Il loro capo, il generale Alfons Mais, cinque minuti dopo la notizia dell’attacco russo ha detto: “Nel quarantunesimo anno del mio servizio in pace, non avrei mai pensato di sperimentare una nuova guerra. E la Bundeswehr, l’esercito che mi è concesso comandare, è più o meno a pezzi”. Si lamenta il generale: “Tutti abbiamo potuto vedere quel che poteva star per succedere e subito dopo l’annessione della Crimea non abbiamo tratto le conclusioni dovute. Questo non va bene”. L’annuncio di Berlino di volersi riarmare è stato fatto 24 ore dopo lo strappo alla sua politica, finora ristrettissima nel rispetto della legge, di invio di armi in zona di guerra. (Pure la nostra legge vieterebbe la cessione di armi a Paesi belligeranti, ma vabbè, il Parlamento ha deciso: “soprassediamo”). La frase di Scholz: “È nostro dovere aiutare l’Ucraina a difendersi dall’esercito invasore di Vladimir Putin” ha accompagnato il 26 febbraio la cessione di missili anticarro e missili antiaereo a Kiev. E anche lì nessuno ha protestato.
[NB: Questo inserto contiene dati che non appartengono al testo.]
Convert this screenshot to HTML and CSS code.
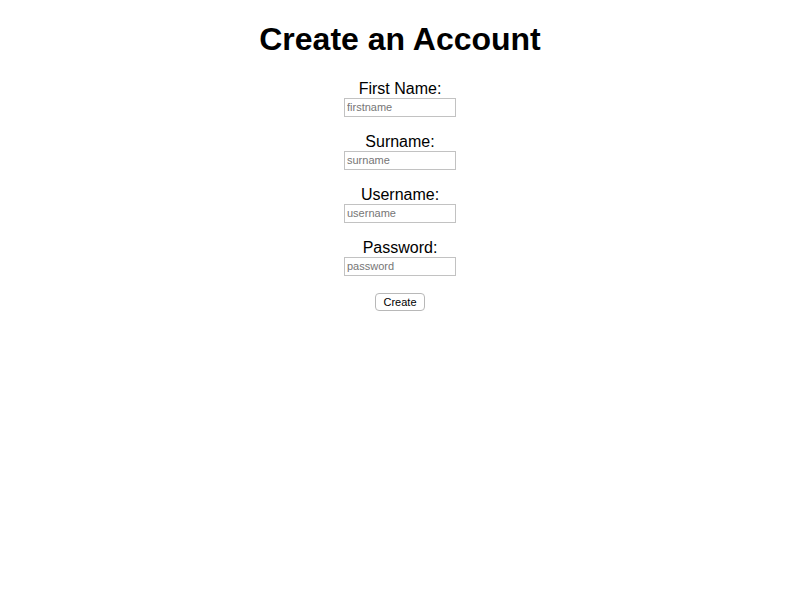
FILE: index.html
```html
<!DOCTYPE html>
<html>
<head>
<meta charset="utf-8">
<title>Create an Account</title>
<link rel="stylesheet" href="styles.css">
</head>
<body>
<h1 class="title">Create an Account</h1>
<form class="form">
  <div class="field">
    <label class="label" for="firstname">First Name:</label>
    <input class="input" id="firstname" type="text" placeholder="firstname">
  </div>
  <div class="field">
    <label class="label" for="surname">Surname:</label>
    <input class="input" id="surname" type="text" placeholder="surname">
  </div>
  <div class="field">
    <label class="label" for="username">Username:</label>
    <input class="input" id="username" type="text" placeholder="username">
  </div>
  <div class="field">
    <label class="label" for="password">Password:</label>
    <input class="input" id="password" type="password" placeholder="password">
  </div>
  <button class="button" type="button">Create</button>
</form>
</body>
</html>
```
FILE: styles.css
```css
html, body {
  background: #ffffff;
}
body {
  margin: 8px;
  font-family: "Liberation Sans", Arial, sans-serif;
  color: #000000;
  text-align: center;
}
.title {
  font-size: 32px;
  font-weight: bold;
  margin: 13.44px 0 21.44px;
  line-height: 36.8px;
}
.form {
  display: flex;
  flex-direction: column;
  align-items: center;
}
.field {
  display: flex;
  flex-direction: column;
  align-items: center;
  margin-bottom: 16px;
}
.label {
  font-size: 16px;
  line-height: 18px;
  height: 18px;
}
.input {
  box-sizing: border-box;
  width: 112px;
  height: 19px;
  margin: 0;
  padding: 1px 2px;
  border: 1px solid #c2c2c2;
  border-radius: 0;
  font-family: "Liberation Sans", Arial, sans-serif;
  font-size: 11px;
  color: #000;
  background: #fff;
  outline: none;
}
.input::placeholder {
  color: #767676;
  opacity: 1;
}
.button {
  box-sizing: border-box;
  width: 50px;
  height: 18px;
  margin-top: 1px;
  padding: 0;
  border: 1px solid #b8b8b8;
  border-radius: 4px;
  background: #ffffff;
  font-family: "Liberation Sans", Arial, sans-serif;
  font-size: 11px;
  color: #000;
  line-height: 16px;
}
```
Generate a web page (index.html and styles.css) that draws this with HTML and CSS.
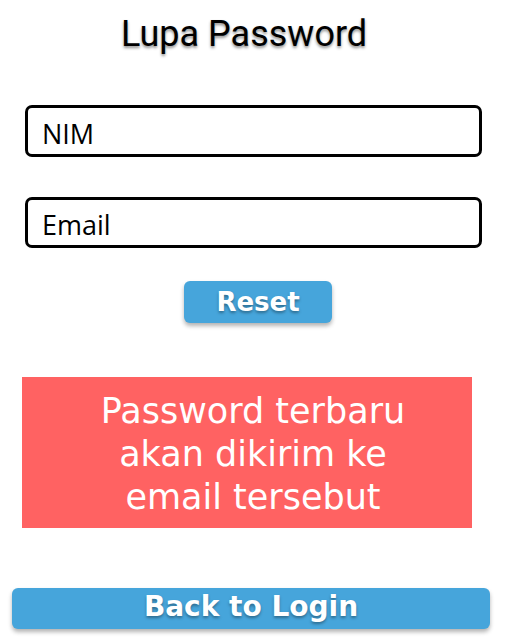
FILE: index.html
```html
<!DOCTYPE html>
<html>
<head>
<meta charset="utf-8">
<link rel="stylesheet" href="styles.css">
</head>
<body>
<div class="page">
  <h1 class="title">Lupa Password</h1>
  <div class="field">NIM</div>
  <div class="field field-second">Email</div>
  <div class="reset-row"><div class="btn btn-reset">Reset</div></div>
  <div class="notice">Password terbaru<br>akan dikirim ke<br>email tersebut</div>
  <div class="btn btn-back">Back to Login</div>
</div>
</body>
</html>
```
FILE: styles.css
```css
html, body {
  margin: 0;
  padding: 0;
  background: #ffffff;
}
.page {
  width: 506px;
  height: 644px;
  display: flex;
  flex-direction: column;
  overflow: hidden;
}
.title {
  margin: 14px 0 0 0;
  padding-right: 18px;
  text-align: center;
  font-family: Roboto, sans-serif;
  font-weight: 400;
  font-size: 36px;
  line-height: 40px;
  color: #000;
  text-shadow: 0 2px 3px rgba(0,0,0,0.45);
}
.field {
  box-sizing: border-box;
  margin: 51px 0 0 25px;
  width: 457px;
  height: 52px;
  border: 3px solid #000;
  border-radius: 7px;
  padding-left: 14px;
  display: flex;
  align-items: center;
  font-family: "Open Sans", sans-serif;
  font-size: 27px;
  color: #000;
  padding-top: 4px;
}
.field-second {
  margin-top: 40px;
  height: 51px;
}
.reset-row {
  display: flex;
  justify-content: flex-start;
  padding-left: 184px;
  margin-top: 33px;
}
.btn {
  box-sizing: border-box;
  background: #46a5db;
  color: #fff;
  font-family: "DejaVu Sans", sans-serif;
  font-weight: 700;
  text-align: center;
  text-shadow: 0 2px 3px rgba(0,0,0,0.35);
  box-shadow: 0 3px 4px rgba(0,0,0,0.3);
  border-radius: 6px;
}
.btn-reset {
  width: 148px;
  height: 42px;
  font-size: 26px;
  line-height: 42px;
}
.notice {
  margin: 54px 0 0 22px;
  width: 450px;
  height: 151px;
  box-sizing: border-box;
  background: #ff6262;
  color: #fff;
  font-family: "DejaVu Sans", sans-serif;
  font-weight: 400;
  font-size: 35px;
  line-height: 43px;
  text-align: center;
  padding: 13px 0 0 12px;
}
.btn-back {
  margin: 60px 0 0 12px;
  width: 478px;
  height: 41px;
  font-size: 28px;
  line-height: 37px;
}
```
Berlino però un problema ce l’ha. Vedere una Germania piano piano riarmarsi fino ai denti piacerà davvero a tutti? Gli Stati uniti hanno srotolato tappeti alla ministra della Difesa tedesca a Washington, ma cosa diavolo intenda fare la Germania con 100mila milioni di euro in armi se lo chiederanno. Anche Parigi non dev’essere entusiasta della notizia. Addio primato continentale in materia di armamenti (nucleare a parte). Da notare il silenzio con cui la notizia del riarmo è stata accolta dai tedeschi. Che sono in maggioranza allergici all’idea di una guerra, ma con una differenza fra est e ovest. Nella ex Ddr esiste una cultura pop neonazionalista, con venature militaristiche. A ovest c’è la Germania più moderna, la Germania cosmopolita. Lì non dovrebbe esserci traccia della legittimazione popolare dello strumento militare. Eppure tutto tace. Con questo clima europeo di guerra duratura, al governo di Scholz potrebbe bastare lasciar intendere la necessità teorica di prepararsi a uno scontro con la Russia. Che i tedeschi non vogliono, ma che non possono escludere.